The District argues that expressions of concern, questions or objections do not constitute substantial evidence of an adverse environmental impact. (Citing CEQA Guidelines, § 15384, subd. (a).) The District points out that in Quail Botanical Gardens Foundation, Inc. v. City of Encinitas, supra, 29 Cal.App.4th at page 1605, 35 Cal.Rptr.2d 470, substantial evidence of view obstruction was based on photographs with story poles and the testimony of an expert surveyor.

It is true there is no such evidence here. But we are not considering a matter as objective as whether the project will obstruct views. Here we are concerned with the overall aesthetic impact of an aluminum cover. Consideration of the overall aesthetic impact of the cover by its very nature is subjective. Opinions that the cover will not be aesthetically pleasing is not the special purview of experts. Personal *456 observations on these nontechnical issues can constitute substantial evidence. (See Oro Fino Gold Mining Corp. v. County of El Dorado (1990) 225 Cal.App.3d 872, 882, 274 Cal.Rptr. 720 [residents' complaints about noise can constitute substantial evidence].)
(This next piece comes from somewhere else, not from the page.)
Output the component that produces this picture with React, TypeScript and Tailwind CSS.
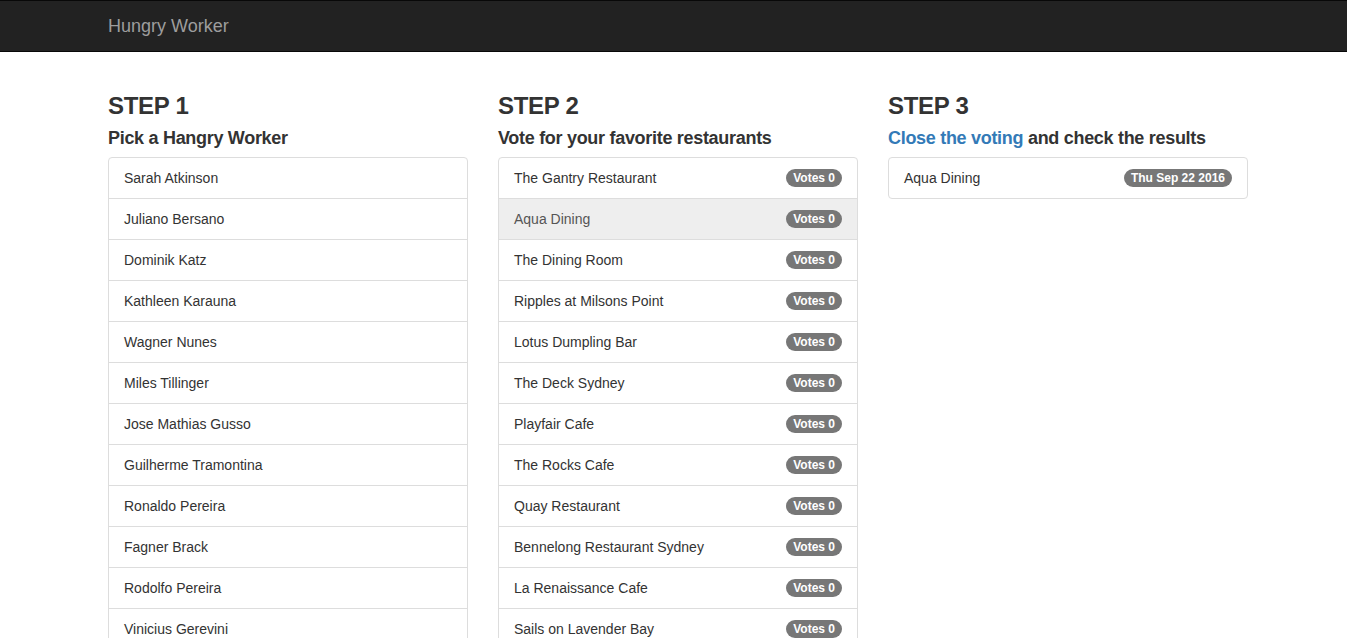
import React from "react";

const workers = [
  "Sarah Atkinson",
  "Juliano Bersano",
  "Dominik Katz",
  "Kathleen Karauna",
  "Wagner Nunes",
  "Miles Tillinger",
  "Jose Mathias Gusso",
  "Guilherme Tramontina",
  "Ronaldo Pereira",
  "Fagner Brack",
  "Rodolfo Pereira",
  "Vinicius Gerevini",
];

const restaurants = [
  "The Gantry Restaurant",
  "Aqua Dining",
  "The Dining Room",
  "Ripples at Milsons Point",
  "Lotus Dumpling Bar",
  "The Deck Sydney",
  "Playfair Cafe",
  "The Rocks Cafe",
  "Quay Restaurant",
  "Bennelong Restaurant Sydney",
  "La Renaissance Cafe",
  "Sails on Lavender Bay",
];

function Badge({ children }: { children: React.ReactNode }) {
  return (
    <span className="inline-block rounded-[10px] bg-[#777] px-[7px] py-[3px] text-[12px] font-bold leading-[12px] text-white whitespace-nowrap">
      {children}
    </span>
  );
}

function Item({
  children,
  badge,
  first,
  last,
  active,
}: {
  children: React.ReactNode;
  badge?: React.ReactNode;
  first?: boolean;
  last?: boolean;
  active?: boolean;
}) {
  return (
    <div
      className={
        "flex items-center justify-between border border-[#ddd] px-[15px] py-[10px] text-[14px] leading-[20px] -mb-px " +
        (first ? "rounded-t-[4px] " : "") +
        (last ? "rounded-b-[4px] " : "") +
        (active ? "bg-[#eee] text-[#555]" : "bg-white text-[#333]")
      }
    >
      <span>{children}</span>
      {badge ? <Badge>{badge}</Badge> : null}
    </div>
  );
}

export default function App() {
  return (
    <div
      className="min-h-[638px] bg-white text-[#333]"
      style={{ fontFamily: '"Liberation Sans", Arial, Helvetica, sans-serif' }}
    >
      <nav className="h-[52px] border-t border-b border-[#080808] bg-[#222]">
        <div className="pl-[108px] pt-[15px] text-[18px] leading-[20px] text-[#9d9d9d]">
          Hungry Worker
        </div>
      </nav>
      <div className="ml-[108px] mt-[19px] flex gap-[30px]">
        <div className="w-[360px]">
          <h3 className="mt-[22px] text-[24px] font-bold leading-[26px] tracking-[-0.3px]">STEP 1</h3>
          <h4 className="mt-[9px] mb-[9px] text-[18px] font-bold leading-[20px] tracking-[-0.3px]">
            Pick a Hangry Worker
          </h4>
          <div>
            {workers.map((w, i) => (
              <Item key={w} first={i === 0}>
                {w}
              </Item>
            ))}
          </div>
        </div>
        <div className="w-[360px]">
          <h3 className="mt-[22px] text-[24px] font-bold leading-[26px] tracking-[-0.3px]">STEP 2</h3>
          <h4 className="mt-[9px] mb-[9px] text-[18px] font-bold leading-[20px] tracking-[-0.3px]">
            Vote for your favorite restaurants
          </h4>
          <div>
            {restaurants.map((r, i) => (
              <Item key={r} first={i === 0} active={i === 1} badge="Votes 0">
                {r}
              </Item>
            ))}
          </div>
        </div>
        <div className="w-[360px]">
          <h3 className="mt-[22px] text-[24px] font-bold leading-[26px] tracking-[-0.3px]">STEP 3</h3>
          <h4 className="mt-[9px] mb-[9px] text-[18px] font-bold leading-[20px] tracking-[-0.3px]">
            <a className="text-[#337ab7]">Close the voting</a> and check the results
          </h4>
          <div>
            <Item first last badge="Thu Sep 22 2016">
              Aqua Dining
            </Item>
          </div>
        </div>
      </div>
    </div>
  );
}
If it were merely the matter of expressions of concern by one or two people, we might agree that there is no substantial evidence of a negative impact. But here the county urged the District to adopt mitigation measures if the cover can be seen from public or private view areas. The District did adopt landscape screening, but there is substantial evidence that the cover will be visible from some private and public view areas, despite the screening. The evidence here goes beyond a few people expressing concern about the aesthetics of the project. There is substantial evidence to support a fair argument that the project may have a significant adverse aesthetic impact.

The judgment is reversed with directions to the trial court to issue a writ of mandate ordering the District to vacate its decision certifying the MND. Costs are awarded to appellant.

We concur: COFFEE and PERREN, JJ.

NOTES

[1] All further reference to CEQA Guidelines are to this code and title.